The City-State of Boston: The Rise and Fall of an Atlantic Power, 1630-1865 by Mark Peterson

A groundbreaking history of early America that shows how Boston built and sustained an independent city-state in New England before being folded into the United States

In the vaunted annals of America's founding, Boston has long been held up as an exemplary city upon a hill and the cradle of liberty for an independent United States. Wresting this iconic urban center from these misleading, tired cliches, The City-State of Boston highlights Boston's overlooked past as an autonomous city-state, and in doing so, offers a pathbreaking and brilliant new history of early America.

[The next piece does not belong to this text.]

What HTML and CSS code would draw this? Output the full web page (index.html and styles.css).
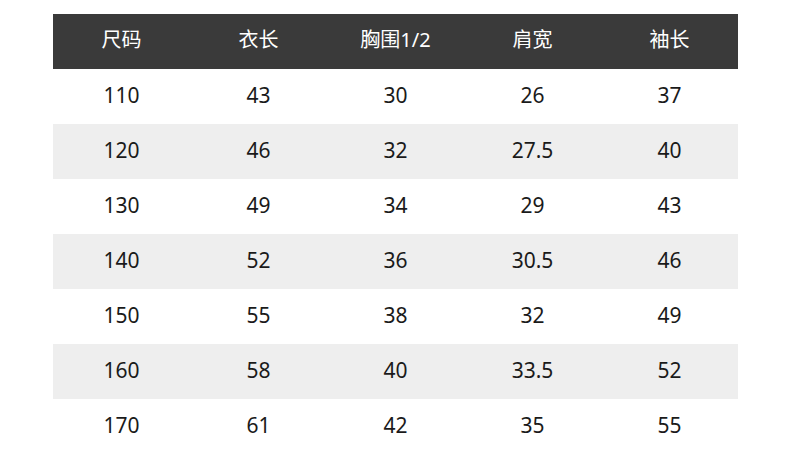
FILE: index.html
```html
<!DOCTYPE html>
<html lang="zh">
<head>
<meta charset="utf-8">
<link rel="stylesheet" href="styles.css">
</head>
<body>
<div class="table">
  <div class="row head"><div>尺码</div><div>衣长</div><div>胸围1/2</div><div>肩宽</div><div>袖长</div></div>
  <div class="row"><div>110</div><div>43</div><div>30</div><div>26</div><div>37</div></div>
  <div class="row alt"><div>120</div><div>46</div><div>32</div><div>27.5</div><div>40</div></div>
  <div class="row"><div>130</div><div>49</div><div>34</div><div>29</div><div>43</div></div>
  <div class="row alt"><div>140</div><div>52</div><div>36</div><div>30.5</div><div>46</div></div>
  <div class="row"><div>150</div><div>55</div><div>38</div><div>32</div><div>49</div></div>
  <div class="row alt"><div>160</div><div>58</div><div>40</div><div>33.5</div><div>52</div></div>
  <div class="row"><div>170</div><div>61</div><div>42</div><div>35</div><div>55</div></div>
</div>
</body>
</html>
```
FILE: styles.css
```css
html, body { margin: 0; padding: 0; background: #ffffff; }
body { padding: 14px 0 0 53px; font-family: "Noto Sans", "Noto Sans CJK SC", sans-serif; }
.table { width: 685px; }
.row { display: grid; grid-template-columns: repeat(5, 1fr); height: 55px; box-sizing: border-box; padding-bottom: 4px; align-items: center; text-align: center; font-size: 21px; line-height: 24px; color: #1a1a1a; }
.row.head { background: #3a3a3a; color: #ffffff; font-size: 20px; }
.row.alt { background: #eeeeee; }
```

Following Boston's development over three centuries, Mark Peterson discusses how this self-governing Atlantic trading center began as a refuge from Britain's Stuart monarchs and how-through its bargain with the slave trade and ratification of the Constitution-it would tragically lose integrity and autonomy as it became incorporated into the greater United States.

Drawing from vast archives, and featuring unfamiliar figures alongside well-known ones, such as John Winthrop, Cotton Mather, and John Adams, Peterson explores Boston's origins in sixteenth-century utopian ideals, its founding and expansion into the hinterland of New England, and the growth of its distinctive political economy, with ties to the West Indies and southern Europe. By the 1700s, Boston was at full strength, with wide Atlantic trading circuits and cultural ties, both within and beyond Britain's empire. After the cataclysmic Revolutionary War, Bostoners aimed to negotiate a relationship with the American confederation, but through the next century, the new United States unraveled Boston's regional reign. The fateful decision to ratify the Constitution undercut its power, as Southern planters and slave owners dominated national politics and corroded the city-state's vision of a common good for all.

Peeling away the layers of myth surrounding a revered city, The City-State of Boston offers a startlingly fresh understanding of America's history.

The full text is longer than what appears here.